Skip the images and return the records below exactly.

(Code that builds pages)

————

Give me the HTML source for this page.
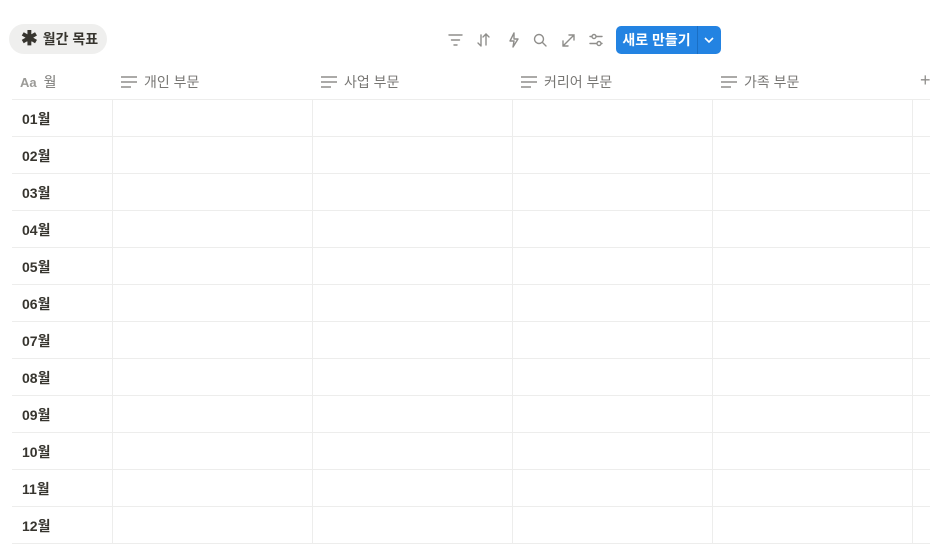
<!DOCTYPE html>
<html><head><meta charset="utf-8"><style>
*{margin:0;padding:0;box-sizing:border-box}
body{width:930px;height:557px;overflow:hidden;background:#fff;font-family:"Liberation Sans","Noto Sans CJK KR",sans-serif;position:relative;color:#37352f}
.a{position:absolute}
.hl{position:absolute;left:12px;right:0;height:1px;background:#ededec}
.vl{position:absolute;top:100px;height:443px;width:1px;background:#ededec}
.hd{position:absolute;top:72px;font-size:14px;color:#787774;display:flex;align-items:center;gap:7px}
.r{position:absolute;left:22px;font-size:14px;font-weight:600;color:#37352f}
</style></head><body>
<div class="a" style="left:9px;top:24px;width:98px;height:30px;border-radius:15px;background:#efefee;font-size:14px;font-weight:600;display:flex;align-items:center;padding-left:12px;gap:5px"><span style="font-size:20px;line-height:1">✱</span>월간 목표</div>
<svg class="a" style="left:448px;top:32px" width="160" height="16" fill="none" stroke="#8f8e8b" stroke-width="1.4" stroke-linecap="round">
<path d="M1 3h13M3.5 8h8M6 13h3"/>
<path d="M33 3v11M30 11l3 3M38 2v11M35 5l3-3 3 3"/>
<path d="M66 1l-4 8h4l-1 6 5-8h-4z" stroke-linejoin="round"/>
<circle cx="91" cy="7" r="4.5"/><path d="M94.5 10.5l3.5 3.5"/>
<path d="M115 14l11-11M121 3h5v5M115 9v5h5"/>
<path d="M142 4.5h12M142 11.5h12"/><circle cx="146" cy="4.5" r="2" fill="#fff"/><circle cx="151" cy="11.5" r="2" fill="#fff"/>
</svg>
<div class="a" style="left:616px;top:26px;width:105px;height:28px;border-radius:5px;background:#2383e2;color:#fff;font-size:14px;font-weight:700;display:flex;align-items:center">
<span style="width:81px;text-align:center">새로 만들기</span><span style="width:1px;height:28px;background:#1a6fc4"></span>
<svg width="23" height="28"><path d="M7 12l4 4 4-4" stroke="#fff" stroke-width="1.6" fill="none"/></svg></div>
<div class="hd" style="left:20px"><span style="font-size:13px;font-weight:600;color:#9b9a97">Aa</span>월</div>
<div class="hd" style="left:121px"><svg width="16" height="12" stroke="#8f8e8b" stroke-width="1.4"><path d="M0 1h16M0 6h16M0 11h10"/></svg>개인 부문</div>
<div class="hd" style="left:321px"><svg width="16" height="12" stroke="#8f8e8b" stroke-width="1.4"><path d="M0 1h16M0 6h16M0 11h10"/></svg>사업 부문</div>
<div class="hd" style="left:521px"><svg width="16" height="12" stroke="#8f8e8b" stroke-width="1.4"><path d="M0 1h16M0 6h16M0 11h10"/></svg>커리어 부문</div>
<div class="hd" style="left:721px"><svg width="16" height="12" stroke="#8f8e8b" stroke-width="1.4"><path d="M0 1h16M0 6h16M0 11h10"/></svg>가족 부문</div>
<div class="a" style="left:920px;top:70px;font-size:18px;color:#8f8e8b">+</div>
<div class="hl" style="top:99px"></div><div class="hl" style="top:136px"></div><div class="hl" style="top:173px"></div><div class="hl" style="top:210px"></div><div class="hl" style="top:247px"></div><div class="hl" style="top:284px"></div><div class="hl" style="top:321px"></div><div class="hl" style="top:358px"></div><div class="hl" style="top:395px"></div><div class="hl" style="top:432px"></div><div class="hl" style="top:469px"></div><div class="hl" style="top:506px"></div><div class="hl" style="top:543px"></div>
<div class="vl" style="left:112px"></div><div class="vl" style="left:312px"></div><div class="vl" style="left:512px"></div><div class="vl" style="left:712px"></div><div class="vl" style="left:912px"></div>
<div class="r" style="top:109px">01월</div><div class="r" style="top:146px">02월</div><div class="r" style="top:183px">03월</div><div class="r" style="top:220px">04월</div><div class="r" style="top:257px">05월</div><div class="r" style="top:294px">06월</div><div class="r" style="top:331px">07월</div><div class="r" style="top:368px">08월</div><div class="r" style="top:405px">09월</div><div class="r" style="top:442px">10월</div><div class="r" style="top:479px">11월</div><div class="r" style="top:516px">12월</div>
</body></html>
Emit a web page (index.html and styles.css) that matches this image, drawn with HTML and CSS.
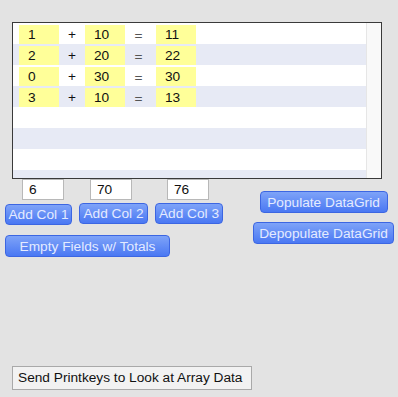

————

=== Exercise solution ===
Give me the HTML source for this page.
<!DOCTYPE html>
<html><head><meta charset="utf-8"><style>
*{margin:0;padding:0;box-sizing:border-box}
body{width:930px;height:557px;overflow:hidden;background:#fff;font-family:"Liberation Sans","Noto Sans CJK KR",sans-serif;position:relative;color:#37352f}
.a{position:absolute}
.hl{position:absolute;left:12px;right:0;height:1px;background:#ededec}
.vl{position:absolute;top:100px;height:443px;width:1px;background:#ededec}
.hd{position:absolute;top:72px;font-size:14px;color:#787774;display:flex;align-items:center;gap:7px}
.r{position:absolute;left:22px;font-size:14px;font-weight:600;color:#37352f}
</style></head><body>
<div class="a" style="left:9px;top:24px;width:98px;height:30px;border-radius:15px;background:#efefee;font-size:14px;font-weight:600;display:flex;align-items:center;padding-left:12px;gap:5px"><span style="font-size:20px;line-height:1">✱</span>월간 목표</div>
<svg class="a" style="left:448px;top:32px" width="160" height="16" fill="none" stroke="#8f8e8b" stroke-width="1.4" stroke-linecap="round">
<path d="M1 3h13M3.5 8h8M6 13h3"/>
<path d="M33 3v11M30 11l3 3M38 2v11M35 5l3-3 3 3"/>
<path d="M66 1l-4 8h4l-1 6 5-8h-4z" stroke-linejoin="round"/>
<circle cx="91" cy="7" r="4.5"/><path d="M94.5 10.5l3.5 3.5"/>
<path d="M115 14l11-11M121 3h5v5M115 9v5h5"/>
<path d="M142 4.5h12M142 11.5h12"/><circle cx="146" cy="4.5" r="2" fill="#fff"/><circle cx="151" cy="11.5" r="2" fill="#fff"/>
</svg>
<div class="a" style="left:616px;top:26px;width:105px;height:28px;border-radius:5px;background:#2383e2;color:#fff;font-size:14px;font-weight:700;display:flex;align-items:center">
<span style="width:81px;text-align:center">새로 만들기</span><span style="width:1px;height:28px;background:#1a6fc4"></span>
<svg width="23" height="28"><path d="M7 12l4 4 4-4" stroke="#fff" stroke-width="1.6" fill="none"/></svg></div>
<div class="hd" style="left:20px"><span style="font-size:13px;font-weight:600;color:#9b9a97">Aa</span>월</div>
<div class="hd" style="left:121px"><svg width="16" height="12" stroke="#8f8e8b" stroke-width="1.4"><path d="M0 1h16M0 6h16M0 11h10"/></svg>개인 부문</div>
<div class="hd" style="left:321px"><svg width="16" height="12" stroke="#8f8e8b" stroke-width="1.4"><path d="M0 1h16M0 6h16M0 11h10"/></svg>사업 부문</div>
<div class="hd" style="left:521px"><svg width="16" height="12" stroke="#8f8e8b" stroke-width="1.4"><path d="M0 1h16M0 6h16M0 11h10"/></svg>커리어 부문</div>
<div class="hd" style="left:721px"><svg width="16" height="12" stroke="#8f8e8b" stroke-width="1.4"><path d="M0 1h16M0 6h16M0 11h10"/></svg>가족 부문</div>
<div class="a" style="left:920px;top:70px;font-size:18px;color:#8f8e8b">+</div>
<div class="hl" style="top:99px"></div><div class="hl" style="top:136px"></div><div class="hl" style="top:173px"></div><div class="hl" style="top:210px"></div><div class="hl" style="top:247px"></div><div class="hl" style="top:284px"></div><div class="hl" style="top:321px"></div><div class="hl" style="top:358px"></div><div class="hl" style="top:395px"></div><div class="hl" style="top:432px"></div><div class="hl" style="top:469px"></div><div class="hl" style="top:506px"></div><div class="hl" style="top:543px"></div>
<div class="vl" style="left:112px"></div><div class="vl" style="left:312px"></div><div class="vl" style="left:512px"></div><div class="vl" style="left:712px"></div><div class="vl" style="left:912px"></div>
<div class="r" style="top:109px">01월</div><div class="r" style="top:146px">02월</div><div class="r" style="top:183px">03월</div><div class="r" style="top:220px">04월</div><div class="r" style="top:257px">05월</div><div class="r" style="top:294px">06월</div><div class="r" style="top:331px">07월</div><div class="r" style="top:368px">08월</div><div class="r" style="top:405px">09월</div><div class="r" style="top:442px">10월</div><div class="r" style="top:479px">11월</div><div class="r" style="top:516px">12월</div>
</body></html>
Emit a web page (index.html and styles.css) that matches this image, drawn with HTML and CSS.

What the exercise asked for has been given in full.